By Stephen DravisiBerkshires Staff
WILLIAMSTOWN, Mass. — The cost to stabilize the bank of the Hoosic River near a town landfill continues to rise, and the town is still waiting on the commonwealth's blessing to get to work.
 
Department of Public Works Director Craig Clough was before the Finance Committee on Wednesday to share that, unlike the town hoped, the emergency stabilization work will require bringing in a contractor — and that is before a multimillion dollar project to provide a long-term solution for the site near Williams College's Cole Field.
 
"I literally got the plans last Friday, and it's not something we'll be able to do in-house," Clough told the committee. "They're talking about a cofferdam of a few hundred feet, dry-pumping everything out and then working along the river.
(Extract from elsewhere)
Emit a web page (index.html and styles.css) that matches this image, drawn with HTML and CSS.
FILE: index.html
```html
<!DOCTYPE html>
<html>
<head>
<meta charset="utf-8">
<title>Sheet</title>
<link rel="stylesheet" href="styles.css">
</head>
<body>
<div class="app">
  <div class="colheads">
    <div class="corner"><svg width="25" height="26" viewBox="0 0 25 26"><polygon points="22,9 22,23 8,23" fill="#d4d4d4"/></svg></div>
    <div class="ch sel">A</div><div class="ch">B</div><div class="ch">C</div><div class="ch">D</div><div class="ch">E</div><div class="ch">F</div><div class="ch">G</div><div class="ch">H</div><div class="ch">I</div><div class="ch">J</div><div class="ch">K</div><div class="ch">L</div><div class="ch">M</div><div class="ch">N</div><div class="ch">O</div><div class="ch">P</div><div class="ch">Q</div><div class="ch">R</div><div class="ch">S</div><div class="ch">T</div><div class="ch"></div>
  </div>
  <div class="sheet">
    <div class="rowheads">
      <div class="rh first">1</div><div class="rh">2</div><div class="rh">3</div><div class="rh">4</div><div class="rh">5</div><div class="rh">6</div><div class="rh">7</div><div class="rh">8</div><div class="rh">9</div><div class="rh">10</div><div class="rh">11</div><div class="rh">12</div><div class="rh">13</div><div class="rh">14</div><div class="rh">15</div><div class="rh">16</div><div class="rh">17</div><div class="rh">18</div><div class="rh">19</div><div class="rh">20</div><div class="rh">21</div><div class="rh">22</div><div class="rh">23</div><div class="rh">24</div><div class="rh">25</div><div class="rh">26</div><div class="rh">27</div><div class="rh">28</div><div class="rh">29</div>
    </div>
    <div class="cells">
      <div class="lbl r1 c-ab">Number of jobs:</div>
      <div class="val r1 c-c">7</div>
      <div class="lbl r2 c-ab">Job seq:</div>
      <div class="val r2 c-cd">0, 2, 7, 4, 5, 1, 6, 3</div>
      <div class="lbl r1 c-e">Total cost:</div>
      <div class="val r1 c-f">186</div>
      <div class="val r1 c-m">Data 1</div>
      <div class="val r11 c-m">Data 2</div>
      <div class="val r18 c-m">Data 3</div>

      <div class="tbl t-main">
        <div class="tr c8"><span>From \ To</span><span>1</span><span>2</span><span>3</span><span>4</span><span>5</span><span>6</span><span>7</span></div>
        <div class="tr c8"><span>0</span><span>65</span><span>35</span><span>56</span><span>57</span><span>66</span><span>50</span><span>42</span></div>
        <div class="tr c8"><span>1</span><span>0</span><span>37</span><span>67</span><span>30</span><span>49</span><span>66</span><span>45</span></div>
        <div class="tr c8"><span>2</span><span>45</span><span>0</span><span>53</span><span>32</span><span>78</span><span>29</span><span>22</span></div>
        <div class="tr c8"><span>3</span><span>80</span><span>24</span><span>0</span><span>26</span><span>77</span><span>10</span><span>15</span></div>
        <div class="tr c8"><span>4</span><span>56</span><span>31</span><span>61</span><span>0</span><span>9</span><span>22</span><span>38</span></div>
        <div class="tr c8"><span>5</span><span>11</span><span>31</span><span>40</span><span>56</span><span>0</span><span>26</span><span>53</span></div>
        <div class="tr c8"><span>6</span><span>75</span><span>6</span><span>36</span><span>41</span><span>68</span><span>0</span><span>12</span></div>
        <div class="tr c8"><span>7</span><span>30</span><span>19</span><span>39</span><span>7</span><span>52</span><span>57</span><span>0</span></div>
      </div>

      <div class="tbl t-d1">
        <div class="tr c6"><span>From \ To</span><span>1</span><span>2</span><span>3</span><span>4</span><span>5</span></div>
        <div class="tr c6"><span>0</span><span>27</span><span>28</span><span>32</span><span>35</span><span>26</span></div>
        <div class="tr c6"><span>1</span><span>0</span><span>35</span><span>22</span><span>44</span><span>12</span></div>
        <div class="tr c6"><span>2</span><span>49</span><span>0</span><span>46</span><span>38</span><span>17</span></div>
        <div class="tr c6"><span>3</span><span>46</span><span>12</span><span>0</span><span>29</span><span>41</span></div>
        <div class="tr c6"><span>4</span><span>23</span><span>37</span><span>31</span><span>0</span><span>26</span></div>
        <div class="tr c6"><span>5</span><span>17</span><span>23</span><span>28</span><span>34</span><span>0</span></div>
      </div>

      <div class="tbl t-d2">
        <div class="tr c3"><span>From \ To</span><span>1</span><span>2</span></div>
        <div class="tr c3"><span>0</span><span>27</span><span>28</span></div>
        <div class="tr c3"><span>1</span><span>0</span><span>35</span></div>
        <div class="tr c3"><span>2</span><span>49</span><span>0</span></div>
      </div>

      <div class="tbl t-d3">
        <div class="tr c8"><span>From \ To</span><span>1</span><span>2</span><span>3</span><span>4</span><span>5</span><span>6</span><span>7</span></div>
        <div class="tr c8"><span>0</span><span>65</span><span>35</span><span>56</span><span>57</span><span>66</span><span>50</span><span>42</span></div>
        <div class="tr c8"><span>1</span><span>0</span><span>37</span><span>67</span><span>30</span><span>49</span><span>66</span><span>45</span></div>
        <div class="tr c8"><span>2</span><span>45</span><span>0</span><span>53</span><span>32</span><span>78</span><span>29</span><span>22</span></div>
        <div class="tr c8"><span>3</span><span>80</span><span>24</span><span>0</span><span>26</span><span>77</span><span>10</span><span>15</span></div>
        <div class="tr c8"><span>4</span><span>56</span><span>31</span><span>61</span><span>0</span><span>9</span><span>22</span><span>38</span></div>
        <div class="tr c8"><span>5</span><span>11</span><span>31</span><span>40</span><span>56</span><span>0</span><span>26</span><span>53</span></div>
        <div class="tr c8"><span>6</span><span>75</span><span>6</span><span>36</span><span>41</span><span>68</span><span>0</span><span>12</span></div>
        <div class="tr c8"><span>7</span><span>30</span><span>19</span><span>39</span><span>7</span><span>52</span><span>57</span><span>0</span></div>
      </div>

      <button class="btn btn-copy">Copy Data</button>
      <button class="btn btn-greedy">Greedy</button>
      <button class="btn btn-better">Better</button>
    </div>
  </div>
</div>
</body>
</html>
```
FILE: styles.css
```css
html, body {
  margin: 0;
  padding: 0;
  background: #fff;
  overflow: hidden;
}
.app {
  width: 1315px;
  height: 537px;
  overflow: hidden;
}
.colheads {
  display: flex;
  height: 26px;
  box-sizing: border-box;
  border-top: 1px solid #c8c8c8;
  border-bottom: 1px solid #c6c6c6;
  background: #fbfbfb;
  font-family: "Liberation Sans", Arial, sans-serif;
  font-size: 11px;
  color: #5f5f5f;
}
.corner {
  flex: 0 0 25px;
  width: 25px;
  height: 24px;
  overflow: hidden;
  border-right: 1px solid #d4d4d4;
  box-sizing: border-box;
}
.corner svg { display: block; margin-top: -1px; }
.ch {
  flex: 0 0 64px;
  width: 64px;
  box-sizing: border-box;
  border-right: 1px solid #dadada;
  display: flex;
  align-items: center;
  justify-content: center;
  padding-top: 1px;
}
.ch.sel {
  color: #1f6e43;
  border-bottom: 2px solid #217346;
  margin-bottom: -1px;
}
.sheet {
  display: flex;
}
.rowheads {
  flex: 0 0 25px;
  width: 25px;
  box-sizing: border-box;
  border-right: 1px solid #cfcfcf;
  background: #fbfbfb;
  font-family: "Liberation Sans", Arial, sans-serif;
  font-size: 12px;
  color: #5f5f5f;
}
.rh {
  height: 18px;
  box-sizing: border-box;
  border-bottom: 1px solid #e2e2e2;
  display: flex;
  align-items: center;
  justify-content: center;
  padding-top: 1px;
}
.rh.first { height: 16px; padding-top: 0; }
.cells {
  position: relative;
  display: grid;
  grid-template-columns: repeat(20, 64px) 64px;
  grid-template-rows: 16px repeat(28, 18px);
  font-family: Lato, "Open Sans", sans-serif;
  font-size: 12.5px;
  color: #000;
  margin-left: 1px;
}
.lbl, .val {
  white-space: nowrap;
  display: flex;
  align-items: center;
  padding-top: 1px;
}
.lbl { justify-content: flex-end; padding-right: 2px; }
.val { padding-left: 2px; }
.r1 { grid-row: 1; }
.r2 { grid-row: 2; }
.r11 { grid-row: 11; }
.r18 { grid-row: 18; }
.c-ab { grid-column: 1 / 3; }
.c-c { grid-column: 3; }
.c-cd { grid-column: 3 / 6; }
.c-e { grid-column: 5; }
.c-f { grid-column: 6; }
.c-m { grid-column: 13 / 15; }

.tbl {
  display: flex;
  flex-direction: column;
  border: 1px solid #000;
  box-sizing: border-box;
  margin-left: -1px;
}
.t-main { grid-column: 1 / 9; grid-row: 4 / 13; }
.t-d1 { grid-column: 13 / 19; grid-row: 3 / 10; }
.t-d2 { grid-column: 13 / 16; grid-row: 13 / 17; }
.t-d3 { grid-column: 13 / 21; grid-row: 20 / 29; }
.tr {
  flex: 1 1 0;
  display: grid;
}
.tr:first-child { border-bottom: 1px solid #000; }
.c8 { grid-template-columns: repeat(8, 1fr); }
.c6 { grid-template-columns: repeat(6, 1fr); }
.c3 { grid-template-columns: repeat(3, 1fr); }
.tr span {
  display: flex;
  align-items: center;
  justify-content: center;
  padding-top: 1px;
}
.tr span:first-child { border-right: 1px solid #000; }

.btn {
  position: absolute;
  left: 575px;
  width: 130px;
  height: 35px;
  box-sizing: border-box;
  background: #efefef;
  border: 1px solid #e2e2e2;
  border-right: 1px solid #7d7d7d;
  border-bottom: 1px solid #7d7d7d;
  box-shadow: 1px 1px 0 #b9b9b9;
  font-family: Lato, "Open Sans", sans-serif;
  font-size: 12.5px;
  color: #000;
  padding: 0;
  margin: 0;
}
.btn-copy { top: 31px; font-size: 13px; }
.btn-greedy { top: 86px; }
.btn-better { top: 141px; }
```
That's something that will be beyond our manpower to do, our people power, and the equipment we have will not be able to handle it."
 
Clough explained that the cofferdam is similar to the work done on the river near the State Road (Route 2) bridge on the west side of North Adams near West Package and Variety Stores.
 
"We don't know the exact numbers yet of an estimate," Clough said. "The initial thought was $600,000 a few months ago. Now, knowing what the plans are, the costs are going to be higher. They did not think there was going to need to be a coffer dam put in [in the original estimate]."
 
The draft capital budget of $592,500 before the Fin Comm includes $500,000 toward the riverbank stabilization project.
 
The town's finance director told the committee he anticipates having about $700,000 in free cash (technically the "unreserved fund balance") to spend in fiscal year 2027 once that number is certified by the Department of Revenue in Boston.